Many of us are inclined from time to time to act as opportunists, to deal with conditions and situations as they arise from day to day or from visit to visit or from conference to conference.
The truth is that it takes time and patience to plan out a program of work for a day or a week or a month; and we know that unless we plan out with care and foresight, we shall waste time and we may fail to achieve our objective. In marriage and family counseling the plan of care or social treatment requires not only time and patience but full knowledge of the
facts, severe training in methods, and extended experience with men and women.

The scope and purpose of social treatment that we accept derive in part from the social philosophy in which we believe but more from the social program that we daily translate into social practice. If we believe in the
principle of competition, we shall adopt one program of social treatment; if we believe in the cooperative principle of social organization, we shall proceed with another plan of social treatment.

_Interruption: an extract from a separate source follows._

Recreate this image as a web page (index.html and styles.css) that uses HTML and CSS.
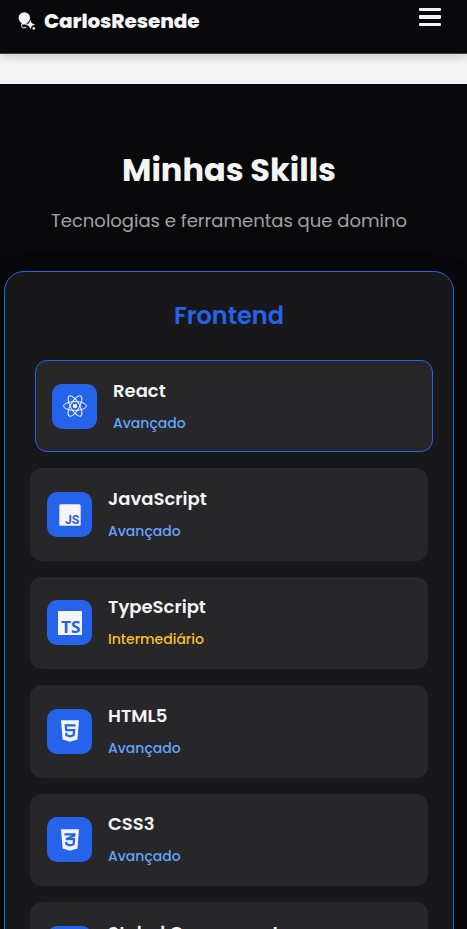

Many men and women believe in the sacredness of the human personality as a matter of principle, but in practice they are ready to subordinate and even to sacrifice the individual to the interests of the State. These concepts and practices undoubtedly determine the degree to which we are willing to assist people in distress and the manner in which we operate.

A study of marriage and family counseling centers in the United States at the present time reveals many differences in the form of organization, in methods of administration, in the composition and equipment of the staff, and in the program of service. This is what one would expect. For marriage and family counseling is still in the first stage of its development. In every community there have always been men and women who have been sought out by others and who have given what advice and guidance they could as a result of their experience and understanding of life.

The problems, however, are seldom simple; they are as a rule complex. The distress is due not to one but to a number of factors.